Dive Brief:
- Pennsylavnia's York County Solid Waste Authority is constructing an ash recovery facility at its existing Resource Recovery Center in Manchester Township.
- The center handles more than 400,000 tons of waste through combustion every year, resulting in about 166,000 tons of ash. York Reduction Systems will be running the ash recovery facility with proprietary "wet-separation" technology.
- Construction on the $14 million facility will begin this month and paid for by the authority's reserve fund. Once operational, the facility will employ an estimated 10 full-time workers.
Dive Insight:
York County's Resource Recovery Center has been open since 1989 and can power roughly 20,000 homes per day. The facility is operated by Covanta, which recently signed a new contract to continue operations through 2035. At the time, the county announced plans for $30 million in infrastructure upgrades.
Pennsylvania's Lancaster County Solid Waste Management Authority recently entered into a long-term contract with Dutch company Inashco to recover metals from residual ash at a proposed $14 million processing facility. Republic Services also opened a new ash recovery facility in Washington earlier this summer that will recycle 46,200 tons of ferrous metals and 42,900 tons of non-ferrous metals over an estimated 10-year period.

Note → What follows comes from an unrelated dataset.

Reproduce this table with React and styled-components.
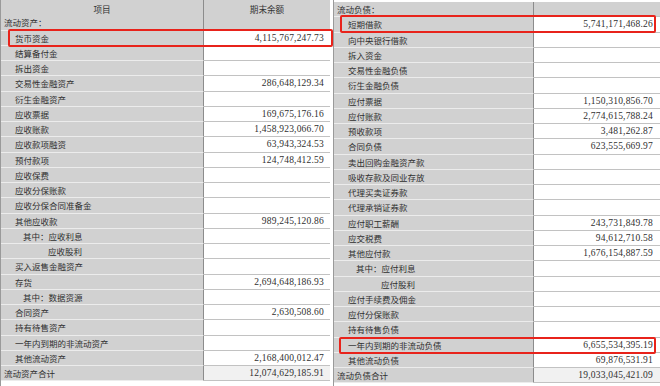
import React from "react";
import styled, { createGlobalStyle } from "styled-components";

const GlobalStyle = createGlobalStyle`
  html, body {
    margin: 0;
    padding: 0;
    background: #ffffff;
    overflow: hidden;
  }
`;

const Page = styled.div`
  display: flex;
  gap: 3px;
  width: 660px;
  height: 386px;
  background: #ffffff;
`;

const Table = styled.div`
  display: grid;
  grid-template-columns: ${(p) => p.labelWidth}px 1fr;
  grid-auto-rows: 15.25px;
  width: ${(p) => p.width}px;
  padding-top: ${(p) => p.top}px;
  align-content: start;
  border-left: 1px solid #9a9a9a;
  box-sizing: border-box;
`;

const Row = styled.div`
  display: contents;
`;

const HeadCell = styled.div`
  height: 18px;
  display: flex;
  align-items: center;
  justify-content: center;
  background: #d1d1d1;
  border-bottom: 1px solid #b4b4b4;
  border-right: ${(p) => (p.first ? "1px solid #8c8c8c" : "none")};
  font-family: "Noto Sans CJK SC", sans-serif;
  font-size: 8.6px;
  color: #333333;
  box-sizing: border-box;
`;

const Label = styled.div`
  position: relative;
  display: flex;
  align-items: center;
  padding-left: ${(p) => [3, 14, 22, 47][p.level]}px;
  background: #d1d1d1;
  border-bottom: 1px solid #ececec;
  border-right: 1px solid #8c8c8c;
  font-family: "Noto Sans CJK SC", sans-serif;
  font-size: 8.5px;
  color: #2f2f2f;
  white-space: nowrap;
  box-sizing: border-box;
`;

const Value = styled.div`
  position: relative;
  display: flex;
  align-items: center;
  justify-content: flex-end;
  padding-right: ${(p) => p.pad}px;
  background: ${(p) => (p.grey ? "#d1d1d1" : p.total ? "#f1f1f1" : "#ffffff")};
  border-bottom: 1px solid #c2c2c2;
  font-family: "Liberation Serif", serif;
  font-size: 9.5px;
  letter-spacing: 0.2px;
  color: #2f2f2f;
  white-space: nowrap;
  box-sizing: border-box;
`;

const Mark = styled.div`
  position: absolute;
  z-index: 2;
  left: ${(p) => p.box[0]}px;
  right: ${(p) => p.box[1]}px;
  top: ${(p) => p.box[2]}px;
  bottom: ${(p) => p.box[3]}px;
  border: 2.5px solid #e8231b;
  border-radius: 2px;
  pointer-events: none;
`;

const RowWrap = styled.div`
  position: relative;
  grid-column: 1 / -1;
  display: grid;
  grid-template-columns: subgrid;
`;

const assets = [
  { t: "流动资产：", l: 0, grey: true },
  { t: "货币资金", l: 1, v: "4,115,767,247.73", box: [7, -3, -2, -1] },
  { t: "结算备付金", l: 1 },
  { t: "拆出资金", l: 1 },
  { t: "交易性金融资产", l: 1, v: "286,648,129.34" },
  { t: "衍生金融资产", l: 1 },
  { t: "应收票据", l: 1, v: "169,675,176.16" },
  { t: "应收账款", l: 1, v: "1,458,923,066.70" },
  { t: "应收款项融资", l: 1, v: "63,943,324.53" },
  { t: "预付款项", l: 1, v: "124,748,412.59" },
  { t: "应收保费", l: 1 },
  { t: "应收分保账款", l: 1 },
  { t: "应收分保合同准备金", l: 1 },
  { t: "其他应收款", l: 1, v: "989,245,120.86" },
  { t: "其中：应收利息", l: 2 },
  { t: "应收股利", l: 3 },
  { t: "买入返售金融资产", l: 1 },
  { t: "存货", l: 1, v: "2,694,648,186.93" },
  { t: "其中：数据资源", l: 2 },
  { t: "合同资产", l: 1, v: "2,630,508.60" },
  { t: "持有待售资产", l: 1 },
  { t: "一年内到期的非流动资产", l: 1 },
  { t: "其他流动资产", l: 1, v: "2,168,400,012.47" },
  { t: "流动资产合计", l: 0, v: "12,074,629,185.91", total: true },
];

const liabilities = [
  { t: "流动负债：", l: 0, grey: true },
  { t: "短期借款", l: 1, v: "5,741,171,468.26", box: [6, 4, -2, 0] },
  { t: "向中央银行借款", l: 1 },
  { t: "拆入资金", l: 1 },
  { t: "交易性金融负债", l: 1 },
  { t: "衍生金融负债", l: 1 },
  { t: "应付票据", l: 1, v: "1,150,310,856.70" },
  { t: "应付账款", l: 1, v: "2,774,615,788.24" },
  { t: "预收款项", l: 1, v: "3,481,262.87" },
  { t: "合同负债", l: 1, v: "623,555,669.97" },
  { t: "卖出回购金融资产款", l: 1 },
  { t: "吸收存款及同业存放", l: 1 },
  { t: "代理买卖证券款", l: 1 },
  { t: "代理承销证券款", l: 1 },
  { t: "应付职工薪酬", l: 1, v: "243,731,849.78" },
  { t: "应交税费", l: 1, v: "94,612,710.58" },
  { t: "其他应付款", l: 1, v: "1,676,154,887.59" },
  { t: "其中：应付利息", l: 2 },
  { t: "应付股利", l: 3 },
  { t: "应付手续费及佣金", l: 1 },
  { t: "应付分保账款", l: 1 },
  { t: "持有待售负债", l: 1 },
  { t: "一年内到期的非流动负债", l: 1, v: "6,655,534,395.19", box: [5, 4, -1, -1] },
  { t: "其他流动负债", l: 1, v: "69,876,531.91" },
  { t: "流动负债合计", l: 0, v: "19,033,045,421.09", total: true },
];

const Lines = ({ rows, pad }) =>
  rows.map((r) => (
    <RowWrap key={r.t}>
      <Label level={r.l}>{r.t}</Label>
      <Value pad={pad} grey={r.grey} total={r.total}>
        {r.v}
      </Value>
      {r.box && <Mark box={r.box} />}
    </RowWrap>
  ));

const App = () => (
  <Page>
    <GlobalStyle />
    <Table width={330} labelWidth={203} top={0}>
      <Row>
        <HeadCell first>项目</HeadCell>
        <HeadCell>期末余额</HeadCell>
      </Row>
      <Lines rows={assets} pad={6} />
    </Table>
    <Table width={327} labelWidth={200} top={2}>
      <Lines rows={liabilities} pad={7} />
    </Table>
  </Page>
);

export default App;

Scientists and engineers hope that these projects are the beginning of a new phase in U.S. ash recovery that can find more beneficial uses for the material. Many European countries have already been recovering metals and using the ash as aggregate in construction material for years. An upcoming report from the the Solid Waste Association of North America plans to highlight the growing potential in this field.